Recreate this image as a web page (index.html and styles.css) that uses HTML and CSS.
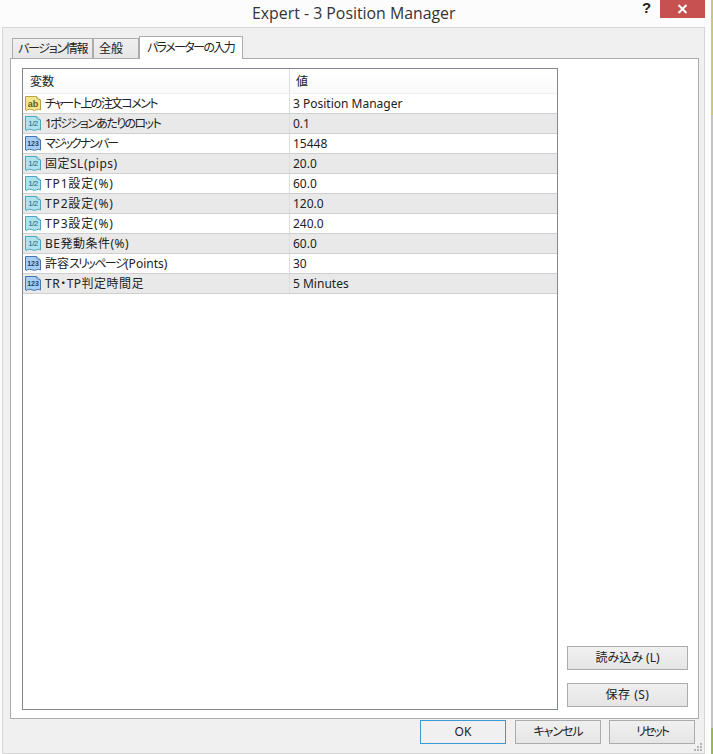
FILE: index.html
```html
<!DOCTYPE html>
<html lang="ja">
<head>
<meta charset="utf-8">
<title>Expert - 3 Position Manager</title>
<link rel="stylesheet" href="styles.css">
</head>
<body>
<svg class="defs" width="0" height="0" aria-hidden="true">
  <defs>
    <symbol id="doc" viewBox="0 0 16 16">
      <path d="M.5 1.500H11.500L15.500 5V15Q13.500 13.500 11.500 14.800T7 14.800T2.500 14.800T.5 15Z" fill="currentColor" stroke="var(--edge)"/>
      <path d="M11 1.500Q11.500 4.500 15.500 5" fill="#fff" stroke="var(--edge)"/>
    </symbol>
  </defs>
</svg>
<div class="window">
  <header class="titlebar">
    <span class="title">Expert - 3 Position Manager</span>
    <span class="help">?</span>
    <span class="close"><svg width="11" height="10" viewBox="0 0 11 10"><path d="M1.500 1L9.500 9M9.500 1L1.500 9" stroke="#fff" stroke-width="2" fill="none"/></svg></span>
  </header>
  <main class="client">
    <div class="tabs">
      <div class="tab tight-1b">バージョン情報</div>
      <div class="tab">全般</div>
      <div class="tab active tight-2">パラメーターの入力</div>
    </div>
    <section class="pane">
      <div class="list">
        <div class="row head"><div class="name">変数</div><div class="value">値</div></div>
        <div class="row"><div class="name"><svg class="ic ab"><use href="#doc"/></svg><span class="ictext big">ab</span><span class="tight-2">チャート上の注文コメント</span></div><div class="value">3 Position Manager</div></div>
        <div class="row alt"><div class="name"><svg class="ic dbl"><use href="#doc"/></svg><span class="ictext frac">1/2</span><span class="tight-2">1ポジションあたりのロット</span></div><div class="value">0.1</div></div>
        <div class="row"><div class="name"><svg class="ic int"><use href="#doc"/></svg><span class="ictext">123</span><span class="tight-3">マジックナンバー</span></div><div class="value">15448</div></div>
        <div class="row alt"><div class="name"><svg class="ic dbl"><use href="#doc"/></svg><span class="ictext frac">1/2</span><span class="loose">固定SL(pips)</span></div><div class="value">20.0</div></div>
        <div class="row"><div class="name"><svg class="ic dbl"><use href="#doc"/></svg><span class="ictext frac">1/2</span><span class="loose-2">TP1設定(%)</span></div><div class="value">60.0</div></div>
        <div class="row alt"><div class="name"><svg class="ic dbl"><use href="#doc"/></svg><span class="ictext frac">1/2</span><span class="loose-2">TP2設定(%)</span></div><div class="value">120.0</div></div>
        <div class="row"><div class="name"><svg class="ic dbl"><use href="#doc"/></svg><span class="ictext frac">1/2</span><span class="loose-2">TP3設定(%)</span></div><div class="value">240.0</div></div>
        <div class="row alt"><div class="name"><svg class="ic dbl"><use href="#doc"/></svg><span class="ictext frac">1/2</span><span class="loose">BE発動条件(%)</span></div><div class="value">60.0</div></div>
        <div class="row"><div class="name"><svg class="ic int"><use href="#doc"/></svg><span class="ictext">123</span>許容<span class="tight-2">スリッページ</span>(Points)</div><div class="value">30</div></div>
        <div class="row alt"><div class="name"><svg class="ic int"><use href="#doc"/></svg><span class="ictext">123</span><span class="loose">TR・TP判定時間足</span></div><div class="value">5 Minutes</div></div>
      </div>
      <div class="side">
        <button class="btn">読み込み (L)</button>
        <button class="btn loose">保存 (S)</button>
      </div>
    </section>
    <footer class="actions">
      <button class="btn default">OK</button>
      <button class="btn tight-1">キャンセル</button>
      <button class="btn tight-3">リセット</button>
    </footer>
    <svg class="grip" width="8" height="8" viewBox="0 0 8 8"><path d="M6 0h2v2H6zM3 3h2v2H3zM6 3h2v2H6zM0 6h2v2H0zM3 6h2v2H3zM6 6h2v2H6z" fill="#b4b4b4"/></svg>
  </main>
</div>
</body>
</html>
```
FILE: styles.css
```css
* { box-sizing: border-box; }
html, body { margin: 0; height: 100%; }
body {
  width: 713px;
  height: 754px;
  overflow: hidden;
  background: linear-gradient(#c9c77c 0 115px, #c4c4c4 115px 728px, #9ab84a 728px);
  font-family: "Noto Sans", "Noto Sans CJK JP", sans-serif;
  font-size: 12px;
  font-feature-settings: "palt";
  color: #222;
}
.tight-1 { letter-spacing: -1px; }
.tight-1b { letter-spacing: -1.3px; }
.tight-2 { letter-spacing: -1.6px; }
.tight-3 { letter-spacing: -2px; }
.loose { letter-spacing: 0.5px; }
.loose-2 { letter-spacing: 0.85px; }
.defs { position: absolute; }
.window {
  width: 711px;
  height: 754px;
  background: #fcfcfc;
  display: flex;
  flex-direction: column;
}
.titlebar {
  height: 27px;
  flex: none;
  display: flex;
  align-items: flex-start;
  padding-left: 252px;
}
.title {
  width: 203px;
  font-family: "Open Sans", sans-serif;
  font-size: 15.85px;
  line-height: 27px;
  white-space: nowrap;
  color: #333;
}
.help {
  margin-left: 187px;
  width: 18px;
  font: bold 15px/16px "Liberation Sans", sans-serif;
  color: #222;
}
.close {
  width: 45px;
  height: 18px;
  background: #c75050;
  display: flex;
  align-items: center;
  justify-content: center;
}
.client {
  position: relative;
  flex: 1;
  margin: 0 6px 0 2px;
  background: #f0f0f0;
  border: 1px solid #d6d6d6;
  padding: 8px 5px 0 7px;
  display: flex;
  flex-direction: column;
}
.tabs {
  display: flex;
  align-items: flex-start;
  height: 22px;
  padding-left: 2px;
  position: relative;
  z-index: 1;
}
.tab {
  height: 20px;
  margin-top: 2px;
  padding: 0 5px;
  line-height: 20px;
  background: linear-gradient(#f0f0f0, #e6e6e6);
  border: 1px solid #acacac;
  border-bottom: 0;
  white-space: nowrap;
}
.tab:nth-child(1) { width: 81px; }
.tab:nth-child(2) { width: 46px; }
.tab.active {
  width: 104px;
  height: 23px;
  margin-top: 0;
  padding: 0 7px;
  line-height: 22px;
  background: #fff;
}
.pane {
  height: 661px;
  flex: none;
  background: #fff;
  border: 1px solid #acacac;
  padding: 9px 10px 8px 11px;
  display: flex;
  align-items: stretch;
  gap: 9px;
}
.list {
  width: 536px;
  flex: none;
  border: 1px solid #828790;
  background: #fff;
}
.row {
  display: flex;
  height: 20px;
  border-bottom: 1px solid #cfcfcf;
  line-height: 20px;
  white-space: nowrap;
}
.row.alt { background: #e9e9e9; }
.row.head {
  height: 25px;
  border-bottom: 1px solid #f0f0f0;
  line-height: 26px;
  background: linear-gradient(#fff, #fafafa);
}
.name {
  position: relative;
  width: 267px;
  flex: none;
  padding-left: 22px;
  border-right: 1px solid #dedede;
}
.head .name { padding-left: 7px; }
.value { padding-left: 3px; flex: 1; }
.head .value { padding-left: 6px; }
.ic {
  position: absolute;
  left: 2px;
  top: 1px;
  width: 16px;
  height: 16px;
}
.ab { color: #f5e58f; --edge: #b9a24a; }
.dbl { color: #aee3ee; --edge: #4fa5bb; }
.int { color: #a9cdf2; --edge: #4577ad; }
.ictext {
  position: absolute;
  left: 2px;
  top: 5px;
  width: 16px;
  text-align: center;
  font: bold 7px/10px "Liberation Sans", sans-serif;
  letter-spacing: 0;
  color: #1f4468;
}
.ictext.big {
  font: bold 9px/10px "Liberation Sans", sans-serif;
  color: #6b5a1a;
  top: 5px;
}
.ictext.frac {
  font: 8px/10px "Liberation Sans", sans-serif;
  letter-spacing: -0.5px;
  color: #1f6478;
}
.side {
  flex: 1;
  display: flex;
  flex-direction: column;
  justify-content: flex-end;
  gap: 13px;
  padding-bottom: 3px;
}
.btn {
  height: 24px;
  width: 121px;
  border: 1px solid #acacac;
  background: linear-gradient(#f0f0f0, #e5e5e5);
  font-family: inherit;
  font-size: inherit;
  font-feature-settings: "palt";
  color: #222;
  padding: 0 0 2px;
}
.actions {
  display: flex;
  gap: 9px;
  justify-content: flex-end;
  padding: 1px 4px 0 0;
}
.actions .btn { width: 86px; }
.actions .btn:last-child { margin-left: -1px; }
.btn.default { border-color: #3c98d8; background: #f0f0f0; }
.grip {
  position: absolute;
  right: 2px;
  bottom: 2px;
}
```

----------------

Return every line above that contains the word "index".

Recreate this image as a web page (index.html and styles.css) that uses HTML and CSS.
FILE: index.html
  z-index: 1;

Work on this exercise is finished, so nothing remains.